━━ Provided material
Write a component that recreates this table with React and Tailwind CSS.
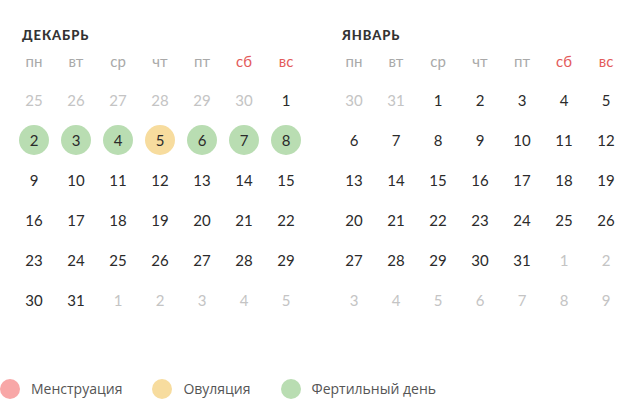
import React from "react";

const weekDays = ["пн", "вт", "ср", "чт", "пт", "сб", "вс"];

const buildMonth = (prevDays, count, startOffset) => {
  const cells = [];
  for (let i = startOffset; i > 0; i--) {
    cells.push({ day: prevDays - i + 1, muted: true });
  }
  for (let d = 1; d <= count; d++) cells.push({ day: d, muted: false });
  let next = 1;
  while (cells.length < 42) cells.push({ day: next++, muted: true });
  return cells;
};

const months = [
  {
    name: "Декабрь",
    cells: buildMonth(30, 31, 6),
    marks: { 2: "fertile", 3: "fertile", 4: "fertile", 5: "ovulation", 6: "fertile", 7: "fertile", 8: "fertile" },
  },
  {
    name: "Январь",
    cells: buildMonth(31, 31, 2),
    marks: {},
  },
];

const markClass = {
  fertile: "bg-[#b9ddb2]",
  ovulation: "bg-[#f7dc9e]",
  period: "bg-[#f8a7a7]",
};

const Month = ({ month }) => (
  <div className="w-[294px]">
    <div className="pl-[9px] h-[28px] flex items-end text-[13px] font-black uppercase tracking-[0.07em] text-[#333]">
      {month.name}
    </div>
    <div className="grid grid-cols-7 mt-[4px]">
      {weekDays.map((w, i) => (
        <div
          key={w}
          className={`h-[24px] flex items-center justify-center text-[15px] ${
            i > 4 ? "text-[#e35b5b]" : "text-[#a9a9a9]"
          }`}
        >
          {w}
        </div>
      ))}
    </div>
    <div className="grid grid-cols-7 mt-[7px]">
      {month.cells.map((c, i) => {
        const mark = !c.muted && month.marks[c.day];
        return (
          <div key={i} className="h-[40px] flex items-center justify-center">
            <div
              className={`w-[30px] h-[30px] rounded-full flex items-center justify-center text-[15px] ${
                mark ? markClass[mark] : ""
              } ${c.muted ? "text-[#c4c4c4]" : "text-[#2b2b2b]"}`}
            >
              {c.day}
            </div>
          </div>
        );
      })}
    </div>
  </div>
);

const Legend = ({ color, label }) => (
  <div className="flex items-center gap-[11px]">
    <span className={`w-[20px] h-[20px] rounded-full ${color}`} />
    <span>{label}</span>
  </div>
);

export default function App() {
  return (
    <div className="w-[640px] h-[412px] bg-white font-[family-name:Lato,sans-serif] relative">
      <div className="flex gap-[26px] pl-[13px] pt-[17px]">
        {months.map((m) => (
          <Month key={m.name} month={m} />
        ))}
      </div>
      <div className="flex gap-[30px] mt-[58px] text-[14px] text-[#555] font-[family-name:'Open_Sans',sans-serif]">
        <Legend color="bg-[#f8a7a7]" label="Менструация" />
        <Legend color="bg-[#f7dc9e]" label="Овуляция" />
        <Legend color="bg-[#b9ddb2]" label="Фертильный день" />
      </div>
    </div>
  );
}
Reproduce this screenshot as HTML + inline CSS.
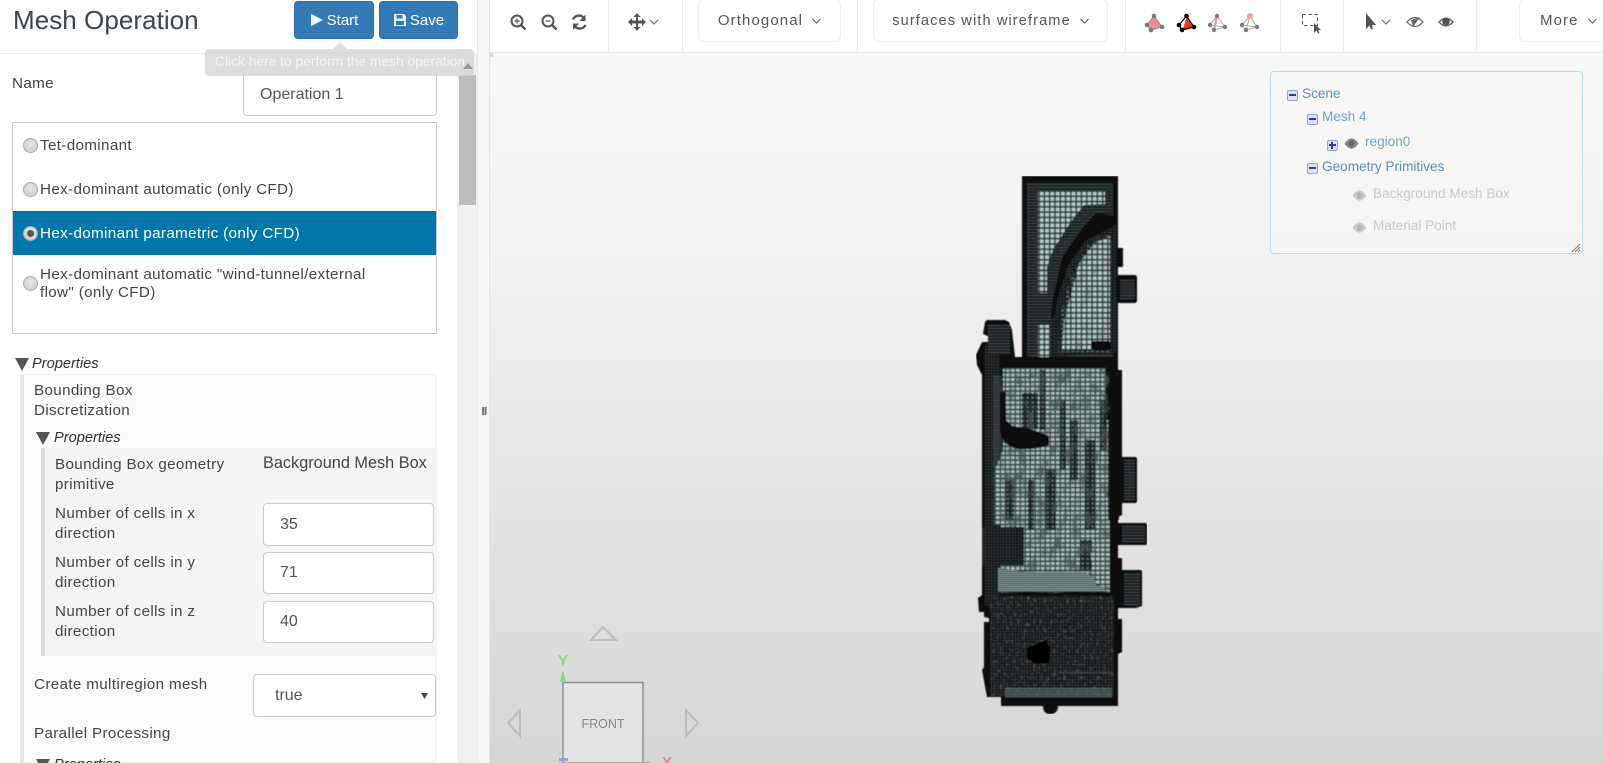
━━━━
◆ Task to carry out
Print the full listing exactly, dropping the pictures.

◆ Answer
Write a component that recreates this table with React and Tailwind CSS.
import React from "react";

const weekDays = ["пн", "вт", "ср", "чт", "пт", "сб", "вс"];

const buildMonth = (prevDays, count, startOffset) => {
  const cells = [];
  for (let i = startOffset; i > 0; i--) {
    cells.push({ day: prevDays - i + 1, muted: true });
  }
  for (let d = 1; d <= count; d++) cells.push({ day: d, muted: false });
  let next = 1;
  while (cells.length < 42) cells.push({ day: next++, muted: true });
  return cells;
};

const months = [
  {
    name: "Декабрь",
    cells: buildMonth(30, 31, 6),
    marks: { 2: "fertile", 3: "fertile", 4: "fertile", 5: "ovulation", 6: "fertile", 7: "fertile", 8: "fertile" },
  },
  {
    name: "Январь",
    cells: buildMonth(31, 31, 2),
    marks: {},
  },
];

const markClass = {
  fertile: "bg-[#b9ddb2]",
  ovulation: "bg-[#f7dc9e]",
  period: "bg-[#f8a7a7]",
};

const Month = ({ month }) => (
  <div className="w-[294px]">
    <div className="pl-[9px] h-[28px] flex items-end text-[13px] font-black uppercase tracking-[0.07em] text-[#333]">
      {month.name}
    </div>
    <div className="grid grid-cols-7 mt-[4px]">
      {weekDays.map((w, i) => (
        <div
          key={w}
          className={`h-[24px] flex items-center justify-center text-[15px] ${
            i > 4 ? "text-[#e35b5b]" : "text-[#a9a9a9]"
          }`}
        >
          {w}
        </div>
      ))}
    </div>
    <div className="grid grid-cols-7 mt-[7px]">
      {month.cells.map((c, i) => {
        const mark = !c.muted && month.marks[c.day];
        return (
          <div key={i} className="h-[40px] flex items-center justify-center">
            <div
              className={`w-[30px] h-[30px] rounded-full flex items-center justify-center text-[15px] ${
                mark ? markClass[mark] : ""
              } ${c.muted ? "text-[#c4c4c4]" : "text-[#2b2b2b]"}`}
            >
              {c.day}
            </div>
          </div>
        );
      })}
    </div>
  </div>
);

const Legend = ({ color, label }) => (
  <div className="flex items-center gap-[11px]">
    <span className={`w-[20px] h-[20px] rounded-full ${color}`} />
    <span>{label}</span>
  </div>
);

export default function App() {
  return (
    <div className="w-[640px] h-[412px] bg-white font-[family-name:Lato,sans-serif] relative">
      <div className="flex gap-[26px] pl-[13px] pt-[17px]">
        {months.map((m) => (
          <Month key={m.name} month={m} />
        ))}
      </div>
      <div className="flex gap-[30px] mt-[58px] text-[14px] text-[#555] font-[family-name:'Open_Sans',sans-serif]">
        <Legend color="bg-[#f8a7a7]" label="Менструация" />
        <Legend color="bg-[#f7dc9e]" label="Овуляция" />
        <Legend color="bg-[#b9ddb2]" label="Фертильный день" />
      </div>
    </div>
  );
}
Reproduce this screenshot as HTML + inline CSS.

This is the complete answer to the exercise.